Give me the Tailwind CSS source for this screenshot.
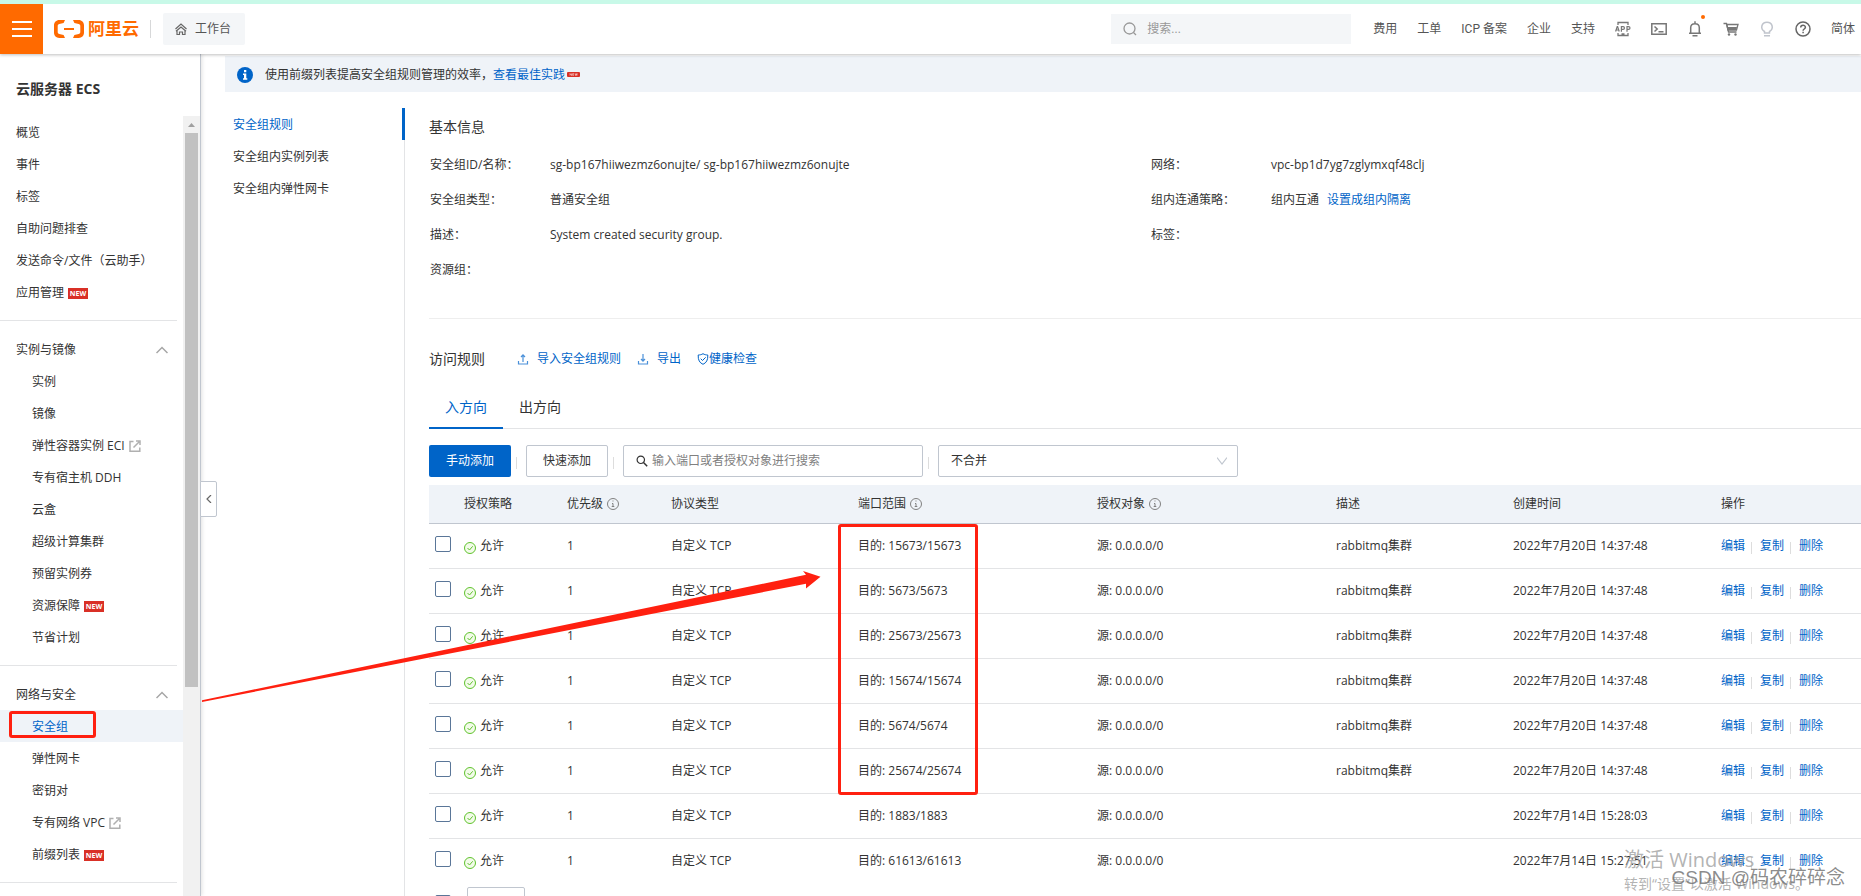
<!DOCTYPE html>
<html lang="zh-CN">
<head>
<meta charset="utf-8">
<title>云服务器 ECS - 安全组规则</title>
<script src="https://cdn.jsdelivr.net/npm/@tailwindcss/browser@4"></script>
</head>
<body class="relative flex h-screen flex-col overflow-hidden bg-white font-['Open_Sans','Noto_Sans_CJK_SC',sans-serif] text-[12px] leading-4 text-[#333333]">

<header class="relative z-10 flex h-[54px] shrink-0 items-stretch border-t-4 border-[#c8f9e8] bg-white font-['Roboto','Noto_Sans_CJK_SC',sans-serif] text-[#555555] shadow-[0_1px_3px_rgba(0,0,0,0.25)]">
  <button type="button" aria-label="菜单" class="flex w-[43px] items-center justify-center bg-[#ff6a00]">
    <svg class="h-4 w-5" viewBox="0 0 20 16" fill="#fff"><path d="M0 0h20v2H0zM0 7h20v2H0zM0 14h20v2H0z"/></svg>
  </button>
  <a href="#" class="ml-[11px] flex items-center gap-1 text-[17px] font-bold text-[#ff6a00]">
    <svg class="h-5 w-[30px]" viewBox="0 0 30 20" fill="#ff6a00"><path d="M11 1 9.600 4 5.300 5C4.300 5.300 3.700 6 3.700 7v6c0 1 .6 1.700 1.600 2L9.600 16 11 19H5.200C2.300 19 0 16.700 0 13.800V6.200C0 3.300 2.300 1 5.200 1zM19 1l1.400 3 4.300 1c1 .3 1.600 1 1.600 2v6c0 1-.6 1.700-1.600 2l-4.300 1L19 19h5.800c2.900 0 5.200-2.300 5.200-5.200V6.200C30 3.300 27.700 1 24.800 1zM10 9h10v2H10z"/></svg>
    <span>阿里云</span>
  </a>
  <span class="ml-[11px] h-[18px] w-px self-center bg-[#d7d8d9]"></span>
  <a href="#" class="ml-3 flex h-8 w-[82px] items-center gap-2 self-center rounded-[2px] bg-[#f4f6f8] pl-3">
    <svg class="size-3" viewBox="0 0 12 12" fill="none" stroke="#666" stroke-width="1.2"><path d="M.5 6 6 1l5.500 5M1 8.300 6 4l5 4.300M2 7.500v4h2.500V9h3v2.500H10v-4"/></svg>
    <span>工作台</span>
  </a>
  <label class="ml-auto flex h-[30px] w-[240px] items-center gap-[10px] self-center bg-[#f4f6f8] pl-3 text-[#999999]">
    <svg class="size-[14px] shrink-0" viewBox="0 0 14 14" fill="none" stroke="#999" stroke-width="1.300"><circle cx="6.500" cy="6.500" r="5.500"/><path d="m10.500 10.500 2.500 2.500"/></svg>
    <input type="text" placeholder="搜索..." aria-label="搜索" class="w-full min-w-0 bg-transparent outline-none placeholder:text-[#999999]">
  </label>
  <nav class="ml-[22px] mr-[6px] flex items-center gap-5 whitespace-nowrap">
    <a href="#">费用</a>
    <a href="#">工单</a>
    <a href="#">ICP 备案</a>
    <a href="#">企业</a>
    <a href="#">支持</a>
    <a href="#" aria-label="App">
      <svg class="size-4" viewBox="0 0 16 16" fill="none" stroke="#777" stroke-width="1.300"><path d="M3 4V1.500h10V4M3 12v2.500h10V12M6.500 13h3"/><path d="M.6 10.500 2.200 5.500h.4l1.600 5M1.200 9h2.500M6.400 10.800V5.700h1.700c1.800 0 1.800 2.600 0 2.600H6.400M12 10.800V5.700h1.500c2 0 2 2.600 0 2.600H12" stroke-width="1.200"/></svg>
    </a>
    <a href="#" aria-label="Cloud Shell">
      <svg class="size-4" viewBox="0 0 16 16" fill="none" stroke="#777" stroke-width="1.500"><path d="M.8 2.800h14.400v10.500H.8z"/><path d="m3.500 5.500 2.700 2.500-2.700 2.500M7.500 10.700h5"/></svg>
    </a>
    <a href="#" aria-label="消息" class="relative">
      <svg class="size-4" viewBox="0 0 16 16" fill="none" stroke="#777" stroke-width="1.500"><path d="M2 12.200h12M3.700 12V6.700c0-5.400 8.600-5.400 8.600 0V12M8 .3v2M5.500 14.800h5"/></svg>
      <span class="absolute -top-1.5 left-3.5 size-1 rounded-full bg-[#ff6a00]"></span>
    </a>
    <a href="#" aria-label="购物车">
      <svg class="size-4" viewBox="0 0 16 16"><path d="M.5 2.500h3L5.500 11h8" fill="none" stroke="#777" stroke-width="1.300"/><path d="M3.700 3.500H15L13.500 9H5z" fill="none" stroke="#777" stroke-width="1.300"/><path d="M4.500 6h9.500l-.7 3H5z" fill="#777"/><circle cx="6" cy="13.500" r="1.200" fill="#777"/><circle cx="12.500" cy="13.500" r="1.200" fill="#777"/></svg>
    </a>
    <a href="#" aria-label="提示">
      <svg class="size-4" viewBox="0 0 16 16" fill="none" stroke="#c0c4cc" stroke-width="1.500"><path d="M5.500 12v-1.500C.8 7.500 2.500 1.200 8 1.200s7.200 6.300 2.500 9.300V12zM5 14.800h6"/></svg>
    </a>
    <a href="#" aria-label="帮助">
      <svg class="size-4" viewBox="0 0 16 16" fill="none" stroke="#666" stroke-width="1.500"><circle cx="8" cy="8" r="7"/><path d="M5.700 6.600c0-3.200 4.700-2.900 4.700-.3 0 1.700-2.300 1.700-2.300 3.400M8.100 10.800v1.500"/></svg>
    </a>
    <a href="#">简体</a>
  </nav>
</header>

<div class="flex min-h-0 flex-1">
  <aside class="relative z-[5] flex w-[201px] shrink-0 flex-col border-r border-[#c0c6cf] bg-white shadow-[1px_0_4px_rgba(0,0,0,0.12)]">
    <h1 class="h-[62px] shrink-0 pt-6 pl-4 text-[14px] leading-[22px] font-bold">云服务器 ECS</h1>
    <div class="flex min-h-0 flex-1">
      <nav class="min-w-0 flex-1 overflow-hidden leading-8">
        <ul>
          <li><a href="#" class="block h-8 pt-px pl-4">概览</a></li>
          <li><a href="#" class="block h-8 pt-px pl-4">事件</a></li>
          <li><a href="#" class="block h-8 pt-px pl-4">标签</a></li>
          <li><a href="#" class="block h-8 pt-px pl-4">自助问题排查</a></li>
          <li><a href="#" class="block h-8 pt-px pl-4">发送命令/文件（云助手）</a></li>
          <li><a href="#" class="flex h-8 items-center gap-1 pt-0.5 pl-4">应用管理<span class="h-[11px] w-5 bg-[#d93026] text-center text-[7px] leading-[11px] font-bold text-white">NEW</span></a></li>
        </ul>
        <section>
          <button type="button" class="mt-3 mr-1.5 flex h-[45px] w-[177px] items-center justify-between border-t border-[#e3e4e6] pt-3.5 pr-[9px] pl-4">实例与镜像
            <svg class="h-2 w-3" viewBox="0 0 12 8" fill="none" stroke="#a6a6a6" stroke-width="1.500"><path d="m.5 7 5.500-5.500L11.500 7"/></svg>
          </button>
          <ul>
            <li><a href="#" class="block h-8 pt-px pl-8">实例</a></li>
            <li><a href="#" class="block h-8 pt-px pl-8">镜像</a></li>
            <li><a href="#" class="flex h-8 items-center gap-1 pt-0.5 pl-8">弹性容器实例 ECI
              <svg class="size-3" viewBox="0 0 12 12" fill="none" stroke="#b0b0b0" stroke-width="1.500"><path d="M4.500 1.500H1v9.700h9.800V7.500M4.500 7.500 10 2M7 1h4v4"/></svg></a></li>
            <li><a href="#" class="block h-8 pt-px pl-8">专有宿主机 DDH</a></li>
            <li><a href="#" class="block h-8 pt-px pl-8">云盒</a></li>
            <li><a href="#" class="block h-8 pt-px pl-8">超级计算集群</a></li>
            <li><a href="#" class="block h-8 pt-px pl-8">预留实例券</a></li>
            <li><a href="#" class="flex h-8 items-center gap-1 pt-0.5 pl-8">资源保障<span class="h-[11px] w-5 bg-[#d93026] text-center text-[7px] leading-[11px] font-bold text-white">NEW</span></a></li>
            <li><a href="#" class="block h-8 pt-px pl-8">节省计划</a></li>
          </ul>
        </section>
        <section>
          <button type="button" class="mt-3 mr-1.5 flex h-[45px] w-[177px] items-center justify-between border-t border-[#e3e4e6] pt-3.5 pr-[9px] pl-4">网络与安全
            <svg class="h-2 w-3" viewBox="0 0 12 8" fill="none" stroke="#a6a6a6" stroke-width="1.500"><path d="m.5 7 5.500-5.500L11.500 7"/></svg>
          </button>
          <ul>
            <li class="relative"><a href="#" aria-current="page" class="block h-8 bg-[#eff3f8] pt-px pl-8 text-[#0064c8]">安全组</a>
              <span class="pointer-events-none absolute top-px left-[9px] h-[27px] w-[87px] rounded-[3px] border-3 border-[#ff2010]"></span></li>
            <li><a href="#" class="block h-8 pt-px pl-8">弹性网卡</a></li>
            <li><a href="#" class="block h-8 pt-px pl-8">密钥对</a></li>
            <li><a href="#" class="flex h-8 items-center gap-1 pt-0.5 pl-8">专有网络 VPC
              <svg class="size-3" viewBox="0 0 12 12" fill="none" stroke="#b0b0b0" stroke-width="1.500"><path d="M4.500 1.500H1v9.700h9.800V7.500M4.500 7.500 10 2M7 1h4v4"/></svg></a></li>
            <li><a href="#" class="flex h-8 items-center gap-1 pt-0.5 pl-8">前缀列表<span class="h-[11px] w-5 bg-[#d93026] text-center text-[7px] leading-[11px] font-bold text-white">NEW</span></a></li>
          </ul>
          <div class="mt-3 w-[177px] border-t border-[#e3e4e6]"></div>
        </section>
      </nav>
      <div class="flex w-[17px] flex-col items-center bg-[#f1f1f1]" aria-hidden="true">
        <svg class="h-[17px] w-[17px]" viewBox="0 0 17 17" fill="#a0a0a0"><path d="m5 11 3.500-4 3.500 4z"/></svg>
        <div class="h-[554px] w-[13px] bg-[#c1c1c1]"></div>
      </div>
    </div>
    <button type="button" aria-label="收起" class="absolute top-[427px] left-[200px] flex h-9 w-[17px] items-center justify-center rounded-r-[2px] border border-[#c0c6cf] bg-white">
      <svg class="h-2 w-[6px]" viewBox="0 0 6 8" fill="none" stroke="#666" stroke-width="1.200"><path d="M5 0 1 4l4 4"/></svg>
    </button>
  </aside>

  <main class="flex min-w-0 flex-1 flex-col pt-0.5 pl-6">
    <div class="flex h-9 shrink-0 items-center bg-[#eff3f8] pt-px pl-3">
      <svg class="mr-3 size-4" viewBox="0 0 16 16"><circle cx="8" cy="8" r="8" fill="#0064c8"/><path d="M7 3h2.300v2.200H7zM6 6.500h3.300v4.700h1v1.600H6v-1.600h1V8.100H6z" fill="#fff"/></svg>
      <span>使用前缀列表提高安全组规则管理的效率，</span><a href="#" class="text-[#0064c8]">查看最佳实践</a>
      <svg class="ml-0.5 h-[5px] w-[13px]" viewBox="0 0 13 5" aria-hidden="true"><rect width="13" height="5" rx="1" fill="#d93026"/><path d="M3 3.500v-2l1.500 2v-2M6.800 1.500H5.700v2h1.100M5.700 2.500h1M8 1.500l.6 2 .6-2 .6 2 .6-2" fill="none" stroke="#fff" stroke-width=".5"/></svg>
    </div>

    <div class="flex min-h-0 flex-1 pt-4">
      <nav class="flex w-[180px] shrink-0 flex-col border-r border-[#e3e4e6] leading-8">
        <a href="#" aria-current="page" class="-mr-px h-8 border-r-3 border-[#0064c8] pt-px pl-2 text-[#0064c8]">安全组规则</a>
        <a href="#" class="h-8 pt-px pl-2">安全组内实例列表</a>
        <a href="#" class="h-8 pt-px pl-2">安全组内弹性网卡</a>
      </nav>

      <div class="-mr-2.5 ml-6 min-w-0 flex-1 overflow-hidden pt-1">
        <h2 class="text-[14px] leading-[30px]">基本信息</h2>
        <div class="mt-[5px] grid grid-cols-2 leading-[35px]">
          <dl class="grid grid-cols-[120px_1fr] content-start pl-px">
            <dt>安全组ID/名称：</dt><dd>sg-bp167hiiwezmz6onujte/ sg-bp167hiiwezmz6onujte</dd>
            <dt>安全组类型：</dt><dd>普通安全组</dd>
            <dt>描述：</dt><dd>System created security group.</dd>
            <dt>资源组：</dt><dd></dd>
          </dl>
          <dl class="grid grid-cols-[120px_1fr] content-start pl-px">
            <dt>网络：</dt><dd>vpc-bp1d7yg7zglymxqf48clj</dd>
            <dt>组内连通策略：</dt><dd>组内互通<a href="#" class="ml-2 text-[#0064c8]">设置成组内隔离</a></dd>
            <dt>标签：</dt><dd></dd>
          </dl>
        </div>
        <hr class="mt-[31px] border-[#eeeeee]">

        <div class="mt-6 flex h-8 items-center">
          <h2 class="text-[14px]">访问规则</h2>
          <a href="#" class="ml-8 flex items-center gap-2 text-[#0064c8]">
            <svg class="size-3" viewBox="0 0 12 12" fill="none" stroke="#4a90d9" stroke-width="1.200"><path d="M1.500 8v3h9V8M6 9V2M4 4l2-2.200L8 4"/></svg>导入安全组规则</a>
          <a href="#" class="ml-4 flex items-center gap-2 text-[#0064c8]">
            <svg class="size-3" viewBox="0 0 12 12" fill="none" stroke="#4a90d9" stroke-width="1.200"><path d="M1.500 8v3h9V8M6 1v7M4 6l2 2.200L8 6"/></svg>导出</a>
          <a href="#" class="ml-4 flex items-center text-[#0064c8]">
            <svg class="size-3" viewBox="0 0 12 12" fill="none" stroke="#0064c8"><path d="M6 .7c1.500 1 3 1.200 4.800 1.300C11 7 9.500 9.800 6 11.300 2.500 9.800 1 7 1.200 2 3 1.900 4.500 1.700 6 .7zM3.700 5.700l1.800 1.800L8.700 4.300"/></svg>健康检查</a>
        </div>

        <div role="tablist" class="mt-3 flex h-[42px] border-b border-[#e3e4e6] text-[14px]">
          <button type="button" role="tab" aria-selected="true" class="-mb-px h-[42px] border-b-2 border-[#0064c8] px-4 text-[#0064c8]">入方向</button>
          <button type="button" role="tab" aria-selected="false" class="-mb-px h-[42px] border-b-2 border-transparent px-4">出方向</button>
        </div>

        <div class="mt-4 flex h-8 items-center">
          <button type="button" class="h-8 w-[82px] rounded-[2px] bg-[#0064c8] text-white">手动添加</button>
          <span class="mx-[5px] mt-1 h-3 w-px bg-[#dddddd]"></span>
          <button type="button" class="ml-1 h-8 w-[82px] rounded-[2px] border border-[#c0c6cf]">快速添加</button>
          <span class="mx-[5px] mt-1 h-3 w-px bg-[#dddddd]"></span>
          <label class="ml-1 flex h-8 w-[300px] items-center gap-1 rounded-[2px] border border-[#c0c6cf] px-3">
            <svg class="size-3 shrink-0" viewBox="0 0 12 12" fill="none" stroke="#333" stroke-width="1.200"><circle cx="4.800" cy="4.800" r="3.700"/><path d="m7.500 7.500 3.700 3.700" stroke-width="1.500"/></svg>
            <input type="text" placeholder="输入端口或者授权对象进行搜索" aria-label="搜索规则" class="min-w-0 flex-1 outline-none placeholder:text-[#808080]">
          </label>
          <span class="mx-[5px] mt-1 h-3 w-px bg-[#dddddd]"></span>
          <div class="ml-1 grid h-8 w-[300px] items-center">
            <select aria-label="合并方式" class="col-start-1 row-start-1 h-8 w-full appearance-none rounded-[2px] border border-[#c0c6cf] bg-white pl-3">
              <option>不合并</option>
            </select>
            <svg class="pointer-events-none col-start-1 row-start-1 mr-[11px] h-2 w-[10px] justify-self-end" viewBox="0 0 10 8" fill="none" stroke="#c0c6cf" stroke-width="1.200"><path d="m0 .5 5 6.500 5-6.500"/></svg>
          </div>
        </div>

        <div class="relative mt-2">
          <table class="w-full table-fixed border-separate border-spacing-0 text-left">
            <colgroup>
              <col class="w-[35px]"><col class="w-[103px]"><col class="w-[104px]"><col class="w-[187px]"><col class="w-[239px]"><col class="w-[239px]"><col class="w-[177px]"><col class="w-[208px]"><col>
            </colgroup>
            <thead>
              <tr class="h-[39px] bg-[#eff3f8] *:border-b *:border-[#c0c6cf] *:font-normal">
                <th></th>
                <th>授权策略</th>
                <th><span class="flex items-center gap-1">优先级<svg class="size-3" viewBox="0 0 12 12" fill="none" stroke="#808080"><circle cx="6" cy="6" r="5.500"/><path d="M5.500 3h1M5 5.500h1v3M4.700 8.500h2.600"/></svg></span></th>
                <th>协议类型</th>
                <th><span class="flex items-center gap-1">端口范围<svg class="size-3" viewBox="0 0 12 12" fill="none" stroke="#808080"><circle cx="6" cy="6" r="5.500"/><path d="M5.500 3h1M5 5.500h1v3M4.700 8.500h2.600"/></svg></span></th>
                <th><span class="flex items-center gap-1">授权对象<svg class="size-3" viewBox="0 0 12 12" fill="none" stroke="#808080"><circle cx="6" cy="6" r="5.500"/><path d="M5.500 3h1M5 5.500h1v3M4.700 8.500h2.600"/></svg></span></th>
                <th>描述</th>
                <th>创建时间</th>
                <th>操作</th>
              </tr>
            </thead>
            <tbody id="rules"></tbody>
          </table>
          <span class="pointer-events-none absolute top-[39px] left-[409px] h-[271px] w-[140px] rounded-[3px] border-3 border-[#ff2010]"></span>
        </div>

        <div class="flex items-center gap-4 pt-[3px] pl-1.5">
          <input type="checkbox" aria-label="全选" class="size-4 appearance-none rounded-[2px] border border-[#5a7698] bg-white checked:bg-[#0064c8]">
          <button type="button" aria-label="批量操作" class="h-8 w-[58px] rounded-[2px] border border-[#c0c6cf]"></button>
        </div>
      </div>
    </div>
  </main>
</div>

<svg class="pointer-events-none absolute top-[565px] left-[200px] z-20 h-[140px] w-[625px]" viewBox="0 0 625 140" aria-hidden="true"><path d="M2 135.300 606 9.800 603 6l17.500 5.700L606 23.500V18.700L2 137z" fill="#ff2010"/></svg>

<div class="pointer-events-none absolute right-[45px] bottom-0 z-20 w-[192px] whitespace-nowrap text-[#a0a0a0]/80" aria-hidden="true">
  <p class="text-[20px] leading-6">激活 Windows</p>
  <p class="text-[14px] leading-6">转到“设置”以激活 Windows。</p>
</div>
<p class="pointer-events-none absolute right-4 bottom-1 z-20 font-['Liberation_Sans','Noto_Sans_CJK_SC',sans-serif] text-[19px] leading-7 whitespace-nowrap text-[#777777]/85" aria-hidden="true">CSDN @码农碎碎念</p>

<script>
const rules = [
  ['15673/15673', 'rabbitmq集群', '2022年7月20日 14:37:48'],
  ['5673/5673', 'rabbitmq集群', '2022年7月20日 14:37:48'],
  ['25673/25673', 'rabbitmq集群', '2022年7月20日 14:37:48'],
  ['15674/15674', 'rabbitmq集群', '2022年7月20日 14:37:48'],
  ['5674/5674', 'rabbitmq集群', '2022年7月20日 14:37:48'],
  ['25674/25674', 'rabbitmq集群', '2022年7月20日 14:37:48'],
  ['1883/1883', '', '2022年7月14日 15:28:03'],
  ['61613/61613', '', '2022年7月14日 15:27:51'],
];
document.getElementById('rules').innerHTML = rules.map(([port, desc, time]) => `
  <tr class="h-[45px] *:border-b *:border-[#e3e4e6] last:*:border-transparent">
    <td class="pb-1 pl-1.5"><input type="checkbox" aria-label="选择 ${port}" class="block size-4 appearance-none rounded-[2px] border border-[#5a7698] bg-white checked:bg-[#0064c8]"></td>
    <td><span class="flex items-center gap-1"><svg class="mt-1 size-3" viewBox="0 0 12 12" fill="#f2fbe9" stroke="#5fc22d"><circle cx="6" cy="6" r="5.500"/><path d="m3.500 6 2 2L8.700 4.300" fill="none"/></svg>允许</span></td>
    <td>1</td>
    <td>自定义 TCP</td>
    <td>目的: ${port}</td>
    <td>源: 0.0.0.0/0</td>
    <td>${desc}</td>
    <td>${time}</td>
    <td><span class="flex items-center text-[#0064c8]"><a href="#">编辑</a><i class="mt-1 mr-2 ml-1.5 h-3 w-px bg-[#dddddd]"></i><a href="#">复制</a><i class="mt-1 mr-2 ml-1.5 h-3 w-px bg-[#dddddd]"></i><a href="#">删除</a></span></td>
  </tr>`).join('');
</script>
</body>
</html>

Given request
Transcribe the opening line of the listing above, please, and every line after it through the line with "flex h-screen flex-col", word for word, without pictures.

The output
Give me the Tailwind CSS source for this screenshot.
<!DOCTYPE html>
<html lang="zh-CN">
<head>
<meta charset="utf-8">
<title>云服务器 ECS - 安全组规则</title>
<script src="https://cdn.jsdelivr.net/npm/@tailwindcss/browser@4"></script>
</head>
<body class="relative flex h-screen flex-col overflow-hidden bg-white font-['Open_Sans','Noto_Sans_CJK_SC',sans-serif] text-[12px] leading-4 text-[#333333]">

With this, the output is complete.